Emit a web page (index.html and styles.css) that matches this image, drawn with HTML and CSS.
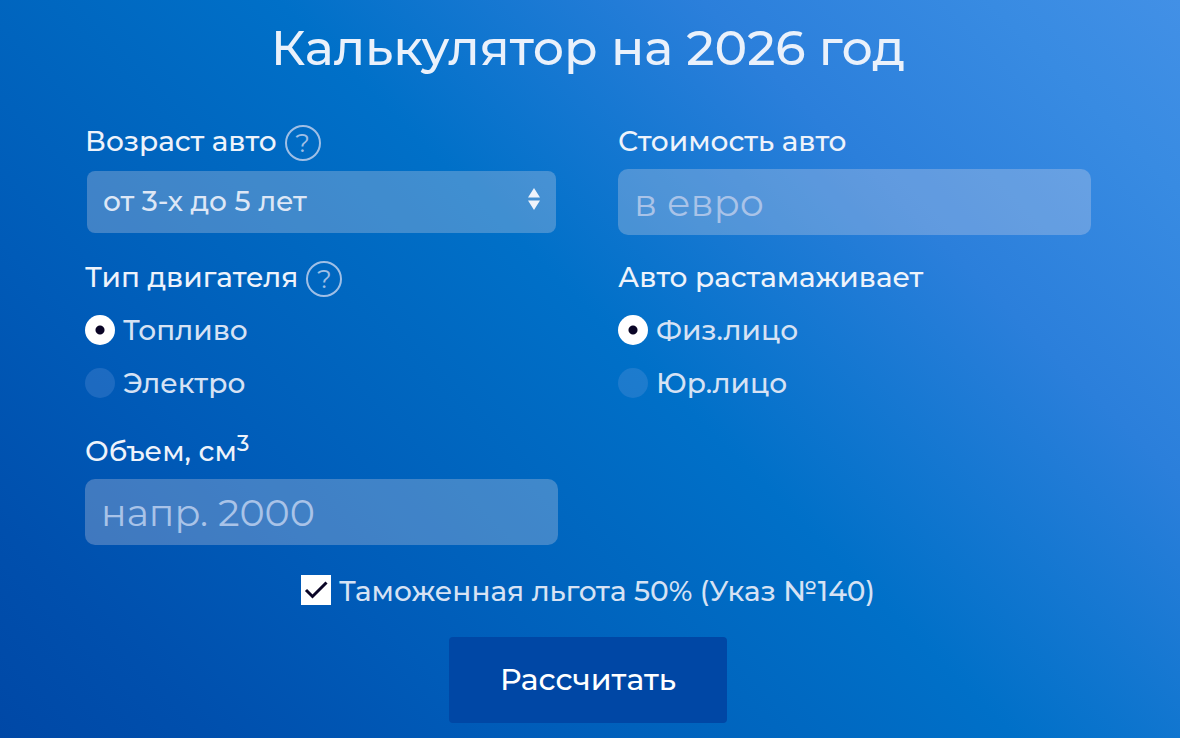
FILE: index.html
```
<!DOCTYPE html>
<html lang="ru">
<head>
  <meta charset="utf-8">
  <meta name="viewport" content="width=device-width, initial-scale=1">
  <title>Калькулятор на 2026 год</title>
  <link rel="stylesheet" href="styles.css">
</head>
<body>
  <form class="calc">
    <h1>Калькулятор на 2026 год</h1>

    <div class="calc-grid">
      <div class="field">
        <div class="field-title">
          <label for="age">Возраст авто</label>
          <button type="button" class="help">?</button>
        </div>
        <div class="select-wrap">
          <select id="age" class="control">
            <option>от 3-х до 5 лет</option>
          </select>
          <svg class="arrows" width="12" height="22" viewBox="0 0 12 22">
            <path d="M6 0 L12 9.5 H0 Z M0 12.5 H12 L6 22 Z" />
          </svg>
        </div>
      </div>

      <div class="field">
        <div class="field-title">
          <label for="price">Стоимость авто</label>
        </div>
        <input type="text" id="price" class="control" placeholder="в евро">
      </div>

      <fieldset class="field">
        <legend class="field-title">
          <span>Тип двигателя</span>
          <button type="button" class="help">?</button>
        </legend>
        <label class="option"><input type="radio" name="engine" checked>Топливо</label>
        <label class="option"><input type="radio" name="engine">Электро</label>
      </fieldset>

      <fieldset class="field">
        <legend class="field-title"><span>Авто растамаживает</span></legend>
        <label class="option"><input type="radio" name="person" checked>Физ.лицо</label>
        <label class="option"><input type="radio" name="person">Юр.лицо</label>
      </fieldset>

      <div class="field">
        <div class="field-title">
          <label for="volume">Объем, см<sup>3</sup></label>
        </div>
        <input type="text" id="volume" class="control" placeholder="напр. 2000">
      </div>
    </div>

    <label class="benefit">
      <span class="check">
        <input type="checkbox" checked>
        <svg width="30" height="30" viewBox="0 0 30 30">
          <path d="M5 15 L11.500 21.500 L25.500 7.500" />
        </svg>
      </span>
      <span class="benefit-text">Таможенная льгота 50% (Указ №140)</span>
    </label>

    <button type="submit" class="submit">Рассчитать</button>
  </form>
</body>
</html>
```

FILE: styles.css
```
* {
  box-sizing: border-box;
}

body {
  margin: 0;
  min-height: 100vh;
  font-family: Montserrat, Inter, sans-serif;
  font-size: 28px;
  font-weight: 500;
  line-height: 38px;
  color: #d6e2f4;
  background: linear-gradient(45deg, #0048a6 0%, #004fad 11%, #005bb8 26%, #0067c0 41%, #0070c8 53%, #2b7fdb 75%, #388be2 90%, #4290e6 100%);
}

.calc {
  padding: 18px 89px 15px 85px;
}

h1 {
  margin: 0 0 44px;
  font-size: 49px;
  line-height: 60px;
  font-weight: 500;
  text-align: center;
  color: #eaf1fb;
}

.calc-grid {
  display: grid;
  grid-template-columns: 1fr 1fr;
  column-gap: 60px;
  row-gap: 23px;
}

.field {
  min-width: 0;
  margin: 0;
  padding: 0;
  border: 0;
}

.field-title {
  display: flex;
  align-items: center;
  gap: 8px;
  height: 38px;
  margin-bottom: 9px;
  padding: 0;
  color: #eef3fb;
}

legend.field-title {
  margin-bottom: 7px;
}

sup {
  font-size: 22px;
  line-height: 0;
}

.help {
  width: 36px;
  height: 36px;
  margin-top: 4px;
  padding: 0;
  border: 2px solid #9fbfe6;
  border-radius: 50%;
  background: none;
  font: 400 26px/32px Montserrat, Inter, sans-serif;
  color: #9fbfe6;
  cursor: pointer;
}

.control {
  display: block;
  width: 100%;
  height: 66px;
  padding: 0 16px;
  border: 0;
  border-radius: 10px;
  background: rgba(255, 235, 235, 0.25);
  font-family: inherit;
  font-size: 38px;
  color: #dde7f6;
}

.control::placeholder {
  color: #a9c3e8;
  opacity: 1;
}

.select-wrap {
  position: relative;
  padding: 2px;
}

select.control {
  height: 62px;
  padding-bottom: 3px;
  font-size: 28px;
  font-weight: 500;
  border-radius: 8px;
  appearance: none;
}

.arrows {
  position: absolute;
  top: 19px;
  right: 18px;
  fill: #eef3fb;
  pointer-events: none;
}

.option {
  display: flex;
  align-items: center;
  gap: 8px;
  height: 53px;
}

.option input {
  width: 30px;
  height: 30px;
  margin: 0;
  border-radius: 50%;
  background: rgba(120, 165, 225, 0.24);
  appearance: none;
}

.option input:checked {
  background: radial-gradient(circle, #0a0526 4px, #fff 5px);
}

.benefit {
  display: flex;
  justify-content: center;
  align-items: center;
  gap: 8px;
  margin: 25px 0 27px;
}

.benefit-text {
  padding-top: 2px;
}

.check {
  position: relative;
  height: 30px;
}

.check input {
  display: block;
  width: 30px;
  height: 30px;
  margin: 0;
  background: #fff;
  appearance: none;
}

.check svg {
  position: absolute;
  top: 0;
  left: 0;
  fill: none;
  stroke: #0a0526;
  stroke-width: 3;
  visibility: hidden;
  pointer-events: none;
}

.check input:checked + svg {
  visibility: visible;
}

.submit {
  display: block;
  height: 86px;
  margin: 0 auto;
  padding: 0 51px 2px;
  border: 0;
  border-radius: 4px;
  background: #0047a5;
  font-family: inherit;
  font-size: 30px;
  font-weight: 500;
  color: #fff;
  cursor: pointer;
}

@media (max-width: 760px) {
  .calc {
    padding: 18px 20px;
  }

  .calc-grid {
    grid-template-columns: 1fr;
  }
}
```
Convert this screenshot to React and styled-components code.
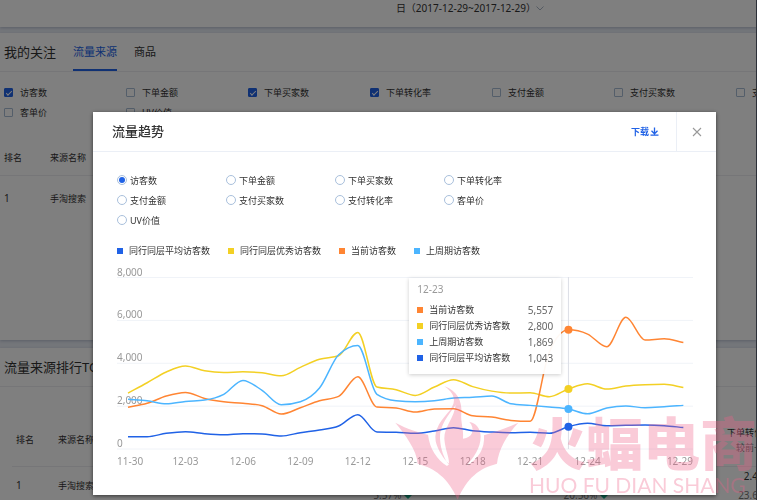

• Do this: Out of the material above, select every line that holds the string "styles".

• Answer in full:
Emit a web page (index.html and styles.css) that matches this image, drawn with HTML and CSS.
  <link rel="stylesheet" href="styles.css">
FILE: styles.css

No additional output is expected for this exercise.